Cet engagement sociologique (qui risque de réveiller toutes les formes d’anti-intellectualisme) impose un double devoir de réflexivité et de scientificité. La réflexivité implique une vigilance critique à l’égard de l’ethnocentrisme intellectuel, de l’usage inconsidéré de l’autorité intellectuelle comme arme politique ou de la propension au révolutionnarisme sans objet ni effet. L’engagement sociologique va également de pair avec la défense du « professionnalisme » contre « l’amateurisme généralisé » et la défense de l’autonomie de la recherche : « il faut, disait Bourdieu, pour être un vrai savant engagé, légitimement engagé, engager un savoir. Et ce savoir ne s’acquiert que dans le travail savant, soumis aux règles de la communauté savante ».
Ce devoir de scientificité implique le renoncement à l’essayisme et au prophétisme de l’intellectuel « à l’ancienne », présent sur tous les fronts de la pensée et ayant réponse à tout. D’où la nécessité, pour conjurer les facilités de l’essayisme et pallier la division du travail scientifique, de la construction d’un « intellectuel collectif ». Dans la mesure où l’engagement sociologique n’implique pas seulement des positions à prendre et des protestations à faire entendre, mais des choses à savoir et à comprendre, il s’agit d’opposer aux « think tanks » conservateurs un véritable intellectuel collectif capable de définir lui-même les objets et les fins de sa réflexion et de son action.
À cet intellectuel collectif, Bourdieu assignait des fonctions négatives (critiques) et des fonctions positives (constructives).
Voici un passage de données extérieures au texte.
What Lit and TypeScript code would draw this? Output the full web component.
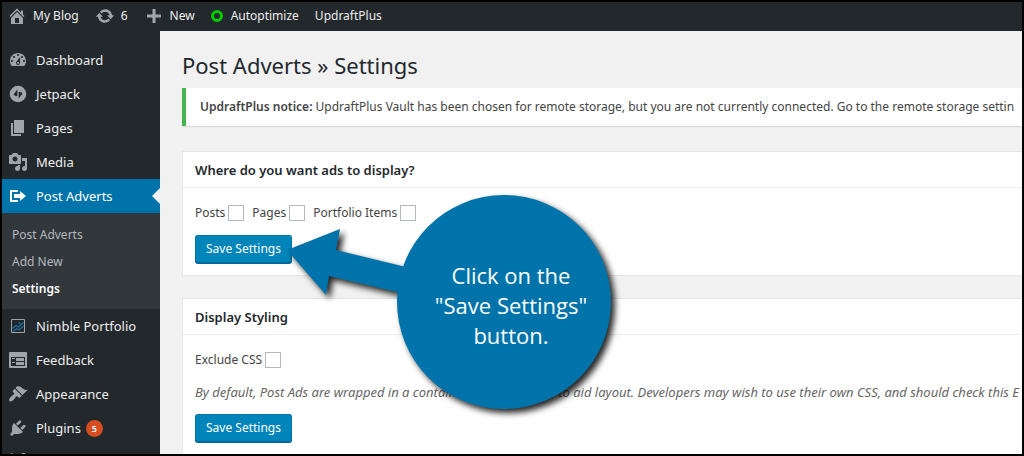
import { LitElement, html, css, svg } from "lit";
import { customElement, property } from "lit/decorators.js";

const ICONS: Record<string, unknown> = {
  home: svg`<path d="M16 8.5l1.53 1.53-1.06 1.06L10 4.6l-6.47 6.49-1.06-1.06L10 2.5l4 4v-2h2v4zm-6-2.46l6 5.99V18H4v-5.97zM12 17v-5H8v5h4z"/>`,
  update: svg`<path d="M10.2 3.28c3.53 0 6.43 2.61 6.92 6h2.08l-3.5 4-3.5-4h2.32c-.45-1.97-2.21-3.45-4.32-3.45-1.45 0-2.73.71-3.54 1.78L4.95 5.66C6.23 4.2 8.11 3.28 10.2 3.28zm-.4 13.44c-3.52 0-6.43-2.61-6.92-6H.8l3.5-4c1.17 1.33 2.33 2.67 3.5 4H5.48c.45 1.97 2.21 3.45 4.32 3.45 1.45 0 2.73-.71 3.54-1.78l1.71 1.95c-1.28 1.46-3.15 2.38-5.25 2.38z"/>`,
  plus: svg`<path d="M17 8.5v3h-5.5V17h-3v-5.5H3v-3h5.5V3h3v5.5z"/>`,
  dashboard: svg`<path d="M3.76 16h12.48c1.1-1.37 1.76-3.11 1.76-5 0-4.42-3.58-8-8-8s-8 3.58-8 8c0 1.89.66 3.63 1.76 5zM10 4c.55 0 1 .45 1 1s-.45 1-1 1-1-.45-1-1 .45-1 1-1zM6 6c.55 0 1 .45 1 1s-.45 1-1 1-1-.45-1-1 .45-1 1-1zm8 0c.55 0 1 .45 1 1s-.45 1-1 1-1-.45-1-1 .45-1 1-1zm-5.37 5.55L12 7v6c0 1.1-.9 2-2 2s-2-.9-2-2c0-.57.24-1.08.63-1.45zM4 10c.55 0 1 .45 1 1s-.45 1-1 1-1-.45-1-1 .45-1 1-1zm12 0c.55 0 1 .45 1 1s-.45 1-1 1-1-.45-1-1 .45-1 1-1zm-5 3c0-.55-.45-1-1-1s-1 .45-1 1 .45 1 1 1 1-.45 1-1z"/>`,
  jetpack: svg`<path fill-rule="evenodd" d="M10 1.7a8.3 8.3 0 1 0 0 16.6a8.3 8.3 0 0 0 0-16.6zM9.4 5.5v6.7L7.3 11.7C5.8 11.3 5.5 10.6 6.2 9.4zM10.7 14.6V7.8l2.1.5c1.5.4 1.8 1.1 1.1 2.3z"/>`,
  pages: svg`<path d="M6 15V2h10v13H6zm-1 1h8v2H3V5h2v11z"/>`,
  media: svg`<path d="M13 11V4c0-.55-.45-1-1-1h-1.67L9 1H5L3.67 3H2c-.55 0-1 .45-1 1v7c0 .55.45 1 1 1h10c.55 0 1-.45 1-1zM7 4.5c1.38 0 2.5 1.12 2.5 2.5S8.38 9.5 7 9.5 4.5 8.38 4.5 7 5.62 4.5 7 4.5zM14 6h5v10.5c0 1.38-1.12 2.5-2.5 2.5S14 17.88 14 16.5s1.12-2.5 2.5-2.5c.17 0 .34.02.5.05V9h-3V6zm-4 8.05V13h2v3.5c0 1.38-1.12 2.5-2.5 2.5S7 17.88 7 16.5 8.12 14 9.5 14c.17 0 .34.02.5.05z"/>`,
  migrate: svg`<path d="M4 6h6V4H2v12.01h8V14H4V6zm2 2h6V5l6 5-6 5v-3H6V8z"/>`,
  portfolio: svg`<path d="M3.5 3.5h13v13h-13z" fill="#23282d" stroke="#a0a5aa"/><path d="M4.5 12.5l3.5-3 2.5 1.5 5-4.5M5 15.5l4-3 2 1.5 4.5-4" fill="none" stroke="#1c6e9c" stroke-width="1.3"/><circle cx="11.5" cy="7" r="1" fill="#1c6e9c"/>`,
  feedback: svg`<path d="M2 2h16c.55 0 1 .45 1 1v14c0 .55-.45 1-1 1H2c-.55 0-1-.45-1-1V3c0-.55.45-1 1-1zm15 14V7H3v9h14zM4 8v1h3V8H4zm4 0v3h8V8H8zm-4 4v1h3v-1H4zm4 0v3h8v-3H8z"/>`,
  appearance: svg`<path d="M14.48 11.06L7.41 3.99l1.5-1.5c.5-.56 2.3-.47 3.51.32 1.21.8 1.43 1.28 2.91 2.1 1.18.64 2.45 1.26 4.45.85zm-.71.71L6.7 4.7 4.93 6.47c-.39.39-.39 1.02 0 1.41l1.06 1.06c.39.39.39 1.03 0 1.42-.6.6-1.43 1.11-2.21 1.69-.35.26-.7.53-1.01.84C1.43 14.23.4 16.08 1.4 17.07c.99 1 2.84-.03 4.18-1.36.31-.31.58-.66.85-1.02.57-.78 1.08-1.61 1.69-2.21.39-.39 1.02-.39 1.41 0l1.06 1.06c.39.39 1.02.39 1.41 0z"/>`,
  plugins: svg`<path d="M13.11 4.36L9.87 7.6 8 5.73l3.24-3.24c.35-.34 1.05-.2 1.56.32.52.51.66 1.21.31 1.55zm-8 1.77l.91-1.12 9.01 9.01-1.19.84c-.71.71-2.63 1.16-3.82 1.16H6.14L4.9 17.26c-.59.59-1.54.59-2.12 0-.59-.58-.59-1.53 0-2.12l1.24-1.24v-3.88c0-1.13.4-3.19 1.09-3.89zm7.26 3.97l3.24-3.24c.34-.35 1.04-.21 1.55.31.52.51.66 1.21.31 1.55l-3.24 3.25z"/>`,
  tools: svg`<path d="M3.5 1l2.5 2 1 3 4 4-2 2-4-4-3-1-1-3zM13 2c1-1 3-1.3 4.5-.8L15 4l1 2 2.5-.5c.5 2-1 4.5-4 4.5l-8 8c-2 1.5-4-.5-3-2.5l8-8c0-2 .5-4.5 1.5-5.5z"/>`,
};

@customElement("dash-icon")
class DashIcon extends LitElement {
  @property() name = "";
  static styles = css`
    :host { display: block; width: 20px; height: 20px; flex: none; }
    .glyph { display: block; width: 100%; height: 100%; fill: currentColor; }
  `;
  render() {
    return html`<svg class="glyph" viewBox="0 0 20 20" aria-hidden="true">${ICONS[this.name]}</svg>`;
  }
}

@customElement("app-root")
class AppRoot extends LitElement {
  static styles = css`
    :host {
      display: block;
      box-sizing: border-box;
      height: 100vh;
      border: 2px solid #000;
      background: #f1f1f1;
      color: #444;
      font: 12px/20px "Noto Sans", "Open Sans", sans-serif;
      overflow: hidden;
      position: relative;
    }
    * { box-sizing: border-box; }
    a { color: inherit; text-decoration: none; }
    .shell { display: flex; flex-direction: column; height: 100%; }
    .bar {
      display: flex; flex: none; gap: 16px; align-items: center;
      height: 29px; padding: 0 5px; background: #23282d; color: #eee;
    }
    .bar a { display: flex; align-items: center; gap: 6px; padding-bottom: 2px; }
    .bar dash-icon { color: #a0a5aa; }
    .dot { width: 12px; height: 12px; margin-right: 2px; border: 3px solid #0c0; border-radius: 50%; }
    .body { display: flex; flex: 1; min-height: 0; }
    .side { flex: none; width: 158px; padding-top: 12px; background: #23282d; color: #eee; font-size: 13px; overflow: hidden; }
    .item { display: flex; align-items: center; gap: 8px; height: 34px; padding-left: 6px; position: relative; }
    .item dash-icon { color: #a0a5aa; }
    .current { background: #0073aa; color: #fff; }
    .current dash-icon { color: #fff; }
    .current::after {
      content: ""; position: absolute; right: 0; top: 9px;
      border: 8px solid transparent; border-left: 0; border-right-color: #f1f1f1;
    }
    .sub { background: #32373c; padding: 8px 0 7px; color: #b4b9be; font-size: 12px; }
    .sub a { display: block; padding-left: 10px; line-height: 27px; }
    .sub .on { color: #fff; font-weight: 600; }
    .count {
      min-width: 17px; height: 17px; margin-left: -3px; border-radius: 9px; background: #d54e21;
      color: #fff; font-size: 9px; font-weight: 600; line-height: 17px; text-align: center;
    }
    .main { flex: 1; min-width: 0; padding: 18px 0 0 22px; overflow: hidden; }
    h1 { margin: 0; color: #23282d; font-size: 22px; font-weight: 400; line-height: 32px; white-space: nowrap; }
    .notice {
      margin: 7px 0 25px; padding: 9px 14px; border-left: 4px solid #46b450; background: #fff;
      box-shadow: 0 1px 1px rgba(0, 0, 0, 0.1); white-space: nowrap;
    }
    .notice b { font-weight: 600; }
    .card { margin-bottom: 22px; border: 1px solid #e5e5e5; border-right: 0; background: #fff; }
    h2 { margin: 0; padding: 2px 12px 0; border-bottom: 1px solid #eee; color: #23282d; font-size: 13px; font-weight: 600; line-height: 33px; }
    .form { display: flex; flex-direction: column; align-items: flex-start; gap: 12px; padding: 15px 12px 12px; white-space: nowrap; }
    .form label { display: flex; align-items: center; gap: 3px; }
    .checks { display: flex; gap: 8px; }
    input { appearance: none; width: 16px; height: 16px; margin: 0; border: 1px solid #b4b9be; background: #fff; }
    .hint { margin: 0; color: #666; font-size: 13px; font-style: italic; }
    button {
      height: 28px; padding: 0 10px; border: 1px solid #0073aa; border-bottom-color: #006799; border-radius: 3px;
      background: #0085ba; box-shadow: 0 1px 0 #006799; color: #fff; font: inherit; line-height: 26px;
    }
    .callout { position: absolute; left: 278px; top: 185px; width: 350px; height: 235px; pointer-events: none; }
    .shape { display: block; width: 100%; height: 100%; fill: #0073aa; filter: drop-shadow(4px 4px 3px rgba(0, 0, 0, 0.85)); }
    .say {
      position: absolute; left: 124px; top: 11px; width: 214px; height: 214px; margin: 0;
      display: flex; align-items: center; justify-content: center;
      color: #fff; font-family: "Open Sans", sans-serif; font-size: 22px; line-height: 30px; text-align: center; white-space: nowrap;
    }
  `;

  item(icon: string, label: string, extra: unknown = "", current = false) {
    return html`<a class="item ${current ? "current" : ""}" href="#"><dash-icon name=${icon}></dash-icon><span>${label}</span>${extra}</a>`;
  }

  top(icon: string, label: string) {
    return html`<a href="#">${icon ? html`<dash-icon name=${icon}></dash-icon>` : ""}<span>${label}</span></a>`;
  }

  render() {
    return html`
      <div class="shell">
        <nav class="bar" aria-label="Toolbar">
          ${this.top("home", "My Blog")}${this.top("update", "6")}${this.top("plus", "New")}
          <a href="#"><span class="dot"></span><span>Autoptimize</span></a>${this.top("", "UpdraftPlus")}
        </nav>
        <div class="body">
          <nav class="side" aria-label="Main menu">
            ${this.item("dashboard", "Dashboard")}
            ${this.item("jetpack", "Jetpack")}
            ${this.item("pages", "Pages")}
            ${this.item("media", "Media")}
            ${this.item("migrate", "Post Adverts", "", true)}
            <div class="sub"><a href="#">Post Adverts</a><a href="#">Add New</a><a class="on" href="#">Settings</a></div>
            ${this.item("portfolio", "Nimble Portfolio")}
            ${this.item("feedback", "Feedback")}
            ${this.item("appearance", "Appearance")}
            ${this.item("plugins", "Plugins", html`<span class="count">5</span>`)}
            ${this.item("tools", "")}
          </nav>
          <main class="main">
            <h1>Post Adverts » Settings</h1>
            <div class="notice"><b>UpdraftPlus notice:</b> UpdraftPlus Vault has been chosen for remote storage, but you are not currently connected. Go to the remote storage settin</div>
            <section class="card">
              <h2>Where do you want ads to display?</h2>
              <div class="form">
                <div class="checks">
                  <label>Posts <input type="checkbox" /></label>
                  <label>Pages <input type="checkbox" /></label>
                  <label>Portfolio Items <input type="checkbox" /></label>
                </div>
                <button type="button">Save Settings</button>
              </div>
            </section>
            <section class="card">
              <h2>Display Styling</h2>
              <div class="form">
                <label>Exclude CSS <input type="checkbox" /></label>
                <p class="hint">By default, Post Ads are wrapped in a container with CSS styles to aid layout. Developers may wish to use their own CSS, and should check this E</p>
                <button type="button">Save Settings</button>
              </div>
            </section>
          </main>
        </div>
      </div>
      <div class="callout">
        <svg class="shape" viewBox="280 187 350 235" aria-hidden="true">
          <path d="M287 250L340 229L336 250L406 267L397 292L329 276L326 295Z" />
          <circle cx="504" cy="302" r="107" />
        </svg>
        <p class="say">Click on the<br />"Save Settings"<br />button.</p>
      </div>
    `;
  }
}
Côté critique, il s’agit de travailler à produire et à disséminer des instruments de défense contre la domination symbolique qui s’arme aujourd’hui de l’autorité de la science, en opposant une critique proprement scientifique à l’autorité à prétention scientifique des « experts ». Côté constructif, il s’agit de créer les conditions sociales d’une production collective d’ « utopies réalistes » : contre le volontarisme irresponsable, mais aussi contre le fatalisme scientiste, il s’agit de construire « l’utopisme rationnel, capable de jouer la connaissance du probable pour faire advenir le possible ». Et parce qu’« il n’y a pas de force intrinsèque de l’idée vraie », il s’agit de surmonter les multiples obstacles à la diffusion d’une « sociologie engagée » : les lenteurs de son élaboration qui font qu’elle arrive presque toujours après la bataille, sa complexité inévitable qui dissuade souvent les meilleures volontés, les résistances qu’opposent les idées reçues et les conviction premières, etc. C’est pourquoi Bourdieu invitait à inventer des formes d’expression nouvelles, ce qui suppose un changement de langage et d’état d’esprit dans la production d’un savoir engagé. Telle est la tâche que, sans Bourdieu, nous nous efforçons de poursuivre dans le cadre de l’association « Raisons d’agir » (devenue « Savoir/Agir » [1]) qu’il avait créée en 1995.
Gérard Mauger
Directeur de recherche émérite au CNRS
[1] L’association publie la collection et la revue du même nom aux éditions du Croquant.